Exercise objective - Each line below must be set down exactly; omit any image you find.

==*==

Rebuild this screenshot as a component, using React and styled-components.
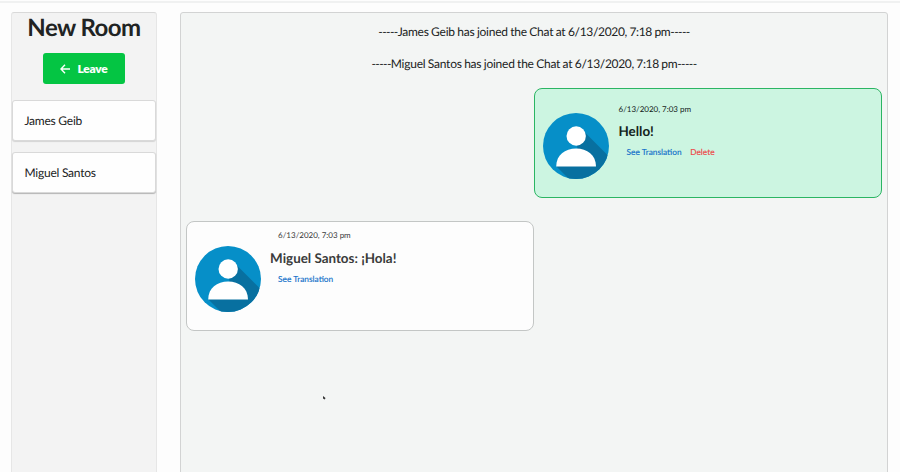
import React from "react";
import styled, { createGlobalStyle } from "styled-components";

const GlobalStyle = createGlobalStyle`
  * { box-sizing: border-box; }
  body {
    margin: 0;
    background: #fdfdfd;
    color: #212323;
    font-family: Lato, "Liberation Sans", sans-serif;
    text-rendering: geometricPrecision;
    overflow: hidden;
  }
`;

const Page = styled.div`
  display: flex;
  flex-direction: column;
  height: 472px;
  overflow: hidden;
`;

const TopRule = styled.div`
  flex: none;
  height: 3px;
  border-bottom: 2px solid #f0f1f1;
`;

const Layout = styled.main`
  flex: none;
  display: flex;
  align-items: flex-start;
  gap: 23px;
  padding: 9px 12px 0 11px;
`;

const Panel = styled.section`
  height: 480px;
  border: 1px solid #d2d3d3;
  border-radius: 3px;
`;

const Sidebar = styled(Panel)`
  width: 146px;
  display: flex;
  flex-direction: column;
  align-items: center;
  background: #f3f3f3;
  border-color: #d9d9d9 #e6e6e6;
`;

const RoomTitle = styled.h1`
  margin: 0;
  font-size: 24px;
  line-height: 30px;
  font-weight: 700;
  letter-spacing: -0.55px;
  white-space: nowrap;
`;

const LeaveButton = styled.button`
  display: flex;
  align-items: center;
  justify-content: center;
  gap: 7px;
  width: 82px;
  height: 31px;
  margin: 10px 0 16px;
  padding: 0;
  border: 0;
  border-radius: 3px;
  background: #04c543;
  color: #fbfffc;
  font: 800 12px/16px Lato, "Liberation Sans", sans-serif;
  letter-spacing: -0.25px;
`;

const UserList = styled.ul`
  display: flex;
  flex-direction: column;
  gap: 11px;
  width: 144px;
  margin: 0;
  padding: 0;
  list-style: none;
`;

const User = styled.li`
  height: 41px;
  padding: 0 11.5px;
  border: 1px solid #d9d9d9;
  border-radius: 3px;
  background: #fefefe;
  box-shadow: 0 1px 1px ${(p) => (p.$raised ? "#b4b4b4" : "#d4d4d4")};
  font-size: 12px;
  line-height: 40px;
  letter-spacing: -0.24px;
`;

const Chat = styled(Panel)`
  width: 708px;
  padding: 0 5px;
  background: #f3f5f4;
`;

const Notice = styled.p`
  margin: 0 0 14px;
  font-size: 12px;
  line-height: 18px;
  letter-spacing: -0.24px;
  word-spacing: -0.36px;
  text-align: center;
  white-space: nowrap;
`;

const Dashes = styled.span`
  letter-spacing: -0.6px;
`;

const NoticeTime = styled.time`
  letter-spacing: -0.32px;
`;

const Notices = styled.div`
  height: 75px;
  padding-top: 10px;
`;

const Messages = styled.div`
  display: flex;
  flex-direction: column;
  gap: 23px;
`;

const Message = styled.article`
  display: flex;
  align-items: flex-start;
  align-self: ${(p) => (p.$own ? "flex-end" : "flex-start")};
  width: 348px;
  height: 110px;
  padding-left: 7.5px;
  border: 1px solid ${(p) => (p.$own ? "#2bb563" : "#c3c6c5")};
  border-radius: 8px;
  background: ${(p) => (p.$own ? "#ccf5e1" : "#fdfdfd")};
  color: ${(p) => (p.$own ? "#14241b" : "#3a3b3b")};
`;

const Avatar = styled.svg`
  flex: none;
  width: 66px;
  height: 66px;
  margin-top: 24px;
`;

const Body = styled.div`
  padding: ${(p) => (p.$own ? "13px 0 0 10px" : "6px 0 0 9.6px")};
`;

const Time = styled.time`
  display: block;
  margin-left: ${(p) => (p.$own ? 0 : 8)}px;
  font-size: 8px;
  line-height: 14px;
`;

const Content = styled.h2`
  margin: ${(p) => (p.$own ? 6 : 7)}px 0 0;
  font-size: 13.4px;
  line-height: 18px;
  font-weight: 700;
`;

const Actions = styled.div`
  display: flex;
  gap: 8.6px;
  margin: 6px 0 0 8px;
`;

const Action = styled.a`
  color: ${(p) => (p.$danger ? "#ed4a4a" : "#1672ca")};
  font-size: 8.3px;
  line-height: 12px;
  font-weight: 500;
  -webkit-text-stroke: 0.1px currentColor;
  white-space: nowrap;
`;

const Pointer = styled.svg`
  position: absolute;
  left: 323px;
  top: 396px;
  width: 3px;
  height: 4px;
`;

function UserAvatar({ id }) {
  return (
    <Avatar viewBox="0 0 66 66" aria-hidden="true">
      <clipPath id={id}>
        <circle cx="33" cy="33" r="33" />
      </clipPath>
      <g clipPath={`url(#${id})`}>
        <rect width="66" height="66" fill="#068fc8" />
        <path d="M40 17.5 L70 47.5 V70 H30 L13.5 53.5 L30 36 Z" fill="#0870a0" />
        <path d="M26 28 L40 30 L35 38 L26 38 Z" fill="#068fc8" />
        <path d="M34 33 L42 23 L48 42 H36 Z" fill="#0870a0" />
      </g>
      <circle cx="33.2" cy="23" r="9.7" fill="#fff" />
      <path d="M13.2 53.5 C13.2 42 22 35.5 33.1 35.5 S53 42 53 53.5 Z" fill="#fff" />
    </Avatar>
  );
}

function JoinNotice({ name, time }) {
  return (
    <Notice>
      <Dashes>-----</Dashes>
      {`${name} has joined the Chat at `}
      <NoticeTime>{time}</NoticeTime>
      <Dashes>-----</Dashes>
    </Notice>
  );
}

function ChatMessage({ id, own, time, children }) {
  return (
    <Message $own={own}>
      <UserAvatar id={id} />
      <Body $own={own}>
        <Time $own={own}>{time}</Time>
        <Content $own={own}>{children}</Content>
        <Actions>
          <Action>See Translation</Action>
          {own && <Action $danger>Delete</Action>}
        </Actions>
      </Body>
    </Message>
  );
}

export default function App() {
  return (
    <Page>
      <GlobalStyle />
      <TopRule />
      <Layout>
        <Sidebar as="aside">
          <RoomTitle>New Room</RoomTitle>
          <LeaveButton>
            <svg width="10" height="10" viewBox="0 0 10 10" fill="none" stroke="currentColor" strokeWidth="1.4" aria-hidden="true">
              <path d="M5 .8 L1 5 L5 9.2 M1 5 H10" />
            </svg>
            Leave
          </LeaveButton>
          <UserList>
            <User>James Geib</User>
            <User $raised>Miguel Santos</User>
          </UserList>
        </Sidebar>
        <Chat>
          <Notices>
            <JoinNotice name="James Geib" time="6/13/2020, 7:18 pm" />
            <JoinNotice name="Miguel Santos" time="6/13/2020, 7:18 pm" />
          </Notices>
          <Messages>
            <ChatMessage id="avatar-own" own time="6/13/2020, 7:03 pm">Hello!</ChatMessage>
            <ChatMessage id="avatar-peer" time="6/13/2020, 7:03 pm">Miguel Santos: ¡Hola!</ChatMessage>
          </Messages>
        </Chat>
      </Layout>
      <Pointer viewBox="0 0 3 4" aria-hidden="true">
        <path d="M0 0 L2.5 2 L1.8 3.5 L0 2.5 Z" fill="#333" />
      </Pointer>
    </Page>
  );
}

==*==

Answer for the task -
Rebuild this screenshot as a component, using React and styled-components.
import React from "react";
import styled, { createGlobalStyle } from "styled-components";

const GlobalStyle = createGlobalStyle`
  * { box-sizing: border-box; }
  body {
    margin: 0;
    background: #fdfdfd;
    color: #212323;
    font-family: Lato, "Liberation Sans", sans-serif;
    text-rendering: geometricPrecision;
    overflow: hidden;
  }
`;

const Page = styled.div`
  display: flex;
  flex-direction: column;
  height: 472px;
  overflow: hidden;
`;

const TopRule = styled.div`
  flex: none;
  height: 3px;
  border-bottom: 2px solid #f0f1f1;
`;

const Layout = styled.main`
  flex: none;
  display: flex;
  align-items: flex-start;
  gap: 23px;
  padding: 9px 12px 0 11px;
`;

const Panel = styled.section`
  height: 480px;
  border: 1px solid #d2d3d3;
  border-radius: 3px;
`;

const Sidebar = styled(Panel)`
  width: 146px;
  display: flex;
  flex-direction: column;
  align-items: center;
  background: #f3f3f3;
  border-color: #d9d9d9 #e6e6e6;
`;

const RoomTitle = styled.h1`
  margin: 0;
  font-size: 24px;
  line-height: 30px;
  font-weight: 700;
  letter-spacing: -0.55px;
  white-space: nowrap;
`;

const LeaveButton = styled.button`
  display: flex;
  align-items: center;
  justify-content: center;
  gap: 7px;
  width: 82px;
  height: 31px;
  margin: 10px 0 16px;
  padding: 0;
  border: 0;
  border-radius: 3px;
  background: #04c543;
  color: #fbfffc;
  font: 800 12px/16px Lato, "Liberation Sans", sans-serif;
  letter-spacing: -0.25px;
`;

const UserList = styled.ul`
  display: flex;
  flex-direction: column;
  gap: 11px;
  width: 144px;
  margin: 0;
  padding: 0;
  list-style: none;
`;

const User = styled.li`
  height: 41px;
  padding: 0 11.5px;
  border: 1px solid #d9d9d9;
  border-radius: 3px;
  background: #fefefe;
  box-shadow: 0 1px 1px ${(p) => (p.$raised ? "#b4b4b4" : "#d4d4d4")};
  font-size: 12px;
  line-height: 40px;
  letter-spacing: -0.24px;
`;

const Chat = styled(Panel)`
  width: 708px;
  padding: 0 5px;
  background: #f3f5f4;
`;

const Notice = styled.p`
  margin: 0 0 14px;
  font-size: 12px;
  line-height: 18px;
  letter-spacing: -0.24px;
  word-spacing: -0.36px;
  text-align: center;
  white-space: nowrap;
`;

const Dashes = styled.span`
  letter-spacing: -0.6px;
`;

const NoticeTime = styled.time`
  letter-spacing: -0.32px;
`;

const Notices = styled.div`
  height: 75px;
  padding-top: 10px;
`;

const Messages = styled.div`
  display: flex;
  flex-direction: column;
  gap: 23px;
`;

const Message = styled.article`
  display: flex;
  align-items: flex-start;
  align-self: ${(p) => (p.$own ? "flex-end" : "flex-start")};
  width: 348px;
  height: 110px;
  padding-left: 7.5px;
  border: 1px solid ${(p) => (p.$own ? "#2bb563" : "#c3c6c5")};
  border-radius: 8px;
  background: ${(p) => (p.$own ? "#ccf5e1" : "#fdfdfd")};
  color: ${(p) => (p.$own ? "#14241b" : "#3a3b3b")};
`;

const Avatar = styled.svg`
  flex: none;
  width: 66px;
  height: 66px;
  margin-top: 24px;
`;

const Body = styled.div`
  padding: ${(p) => (p.$own ? "13px 0 0 10px" : "6px 0 0 9.6px")};
`;

const Time = styled.time`
  display: block;
  margin-left: ${(p) => (p.$own ? 0 : 8)}px;
  font-size: 8px;
  line-height: 14px;
`;

const Content = styled.h2`
  margin: ${(p) => (p.$own ? 6 : 7)}px 0 0;
  font-size: 13.4px;
  line-height: 18px;
  font-weight: 700;
`;

const Actions = styled.div`
  display: flex;
  gap: 8.6px;
  margin: 6px 0 0 8px;
`;

const Action = styled.a`
  color: ${(p) => (p.$danger ? "#ed4a4a" : "#1672ca")};
  font-size: 8.3px;
  line-height: 12px;
  font-weight: 500;
  -webkit-text-stroke: 0.1px currentColor;
  white-space: nowrap;
`;

const Pointer = styled.svg`
  position: absolute;
  left: 323px;
  top: 396px;
  width: 3px;
  height: 4px;
`;

function UserAvatar({ id }) {
  return (
    <Avatar viewBox="0 0 66 66" aria-hidden="true">
      <clipPath id={id}>
        <circle cx="33" cy="33" r="33" />
      </clipPath>
      <g clipPath={`url(#${id})`}>
        <rect width="66" height="66" fill="#068fc8" />
        <path d="M40 17.5 L70 47.5 V70 H30 L13.5 53.5 L30 36 Z" fill="#0870a0" />
        <path d="M26 28 L40 30 L35 38 L26 38 Z" fill="#068fc8" />
        <path d="M34 33 L42 23 L48 42 H36 Z" fill="#0870a0" />
      </g>
      <circle cx="33.2" cy="23" r="9.7" fill="#fff" />
      <path d="M13.2 53.5 C13.2 42 22 35.5 33.1 35.5 S53 42 53 53.5 Z" fill="#fff" />
    </Avatar>
  );
}

function JoinNotice({ name, time }) {
  return (
    <Notice>
      <Dashes>-----</Dashes>
      {`${name} has joined the Chat at `}
      <NoticeTime>{time}</NoticeTime>
      <Dashes>-----</Dashes>
    </Notice>
  );
}

function ChatMessage({ id, own, time, children }) {
  return (
    <Message $own={own}>
      <UserAvatar id={id} />
      <Body $own={own}>
        <Time $own={own}>{time}</Time>
        <Content $own={own}>{children}</Content>
        <Actions>
          <Action>See Translation</Action>
          {own && <Action $danger>Delete</Action>}
        </Actions>
      </Body>
    </Message>
  );
}

export default function App() {
  return (
    <Page>
      <GlobalStyle />
      <TopRule />
      <Layout>
        <Sidebar as="aside">
          <RoomTitle>New Room</RoomTitle>
          <LeaveButton>
            <svg width="10" height="10" viewBox="0 0 10 10" fill="none" stroke="currentColor" strokeWidth="1.4" aria-hidden="true">
              <path d="M5 .8 L1 5 L5 9.2 M1 5 H10" />
            </svg>
            Leave
          </LeaveButton>
          <UserList>
            <User>James Geib</User>
            <User $raised>Miguel Santos</User>
          </UserList>
        </Sidebar>
        <Chat>
          <Notices>
            <JoinNotice name="James Geib" time="6/13/2020, 7:18 pm" />
            <JoinNotice name="Miguel Santos" time="6/13/2020, 7:18 pm" />
          </Notices>
          <Messages>
            <ChatMessage id="avatar-own" own time="6/13/2020, 7:03 pm">Hello!</ChatMessage>
            <ChatMessage id="avatar-peer" time="6/13/2020, 7:03 pm">Miguel Santos: ¡Hola!</ChatMessage>
          </Messages>
        </Chat>
      </Layout>
      <Pointer viewBox="0 0 3 4" aria-hidden="true">
        <path d="M0 0 L2.5 2 L1.8 3.5 L0 2.5 Z" fill="#333" />
      </Pointer>
    </Page>
  );
}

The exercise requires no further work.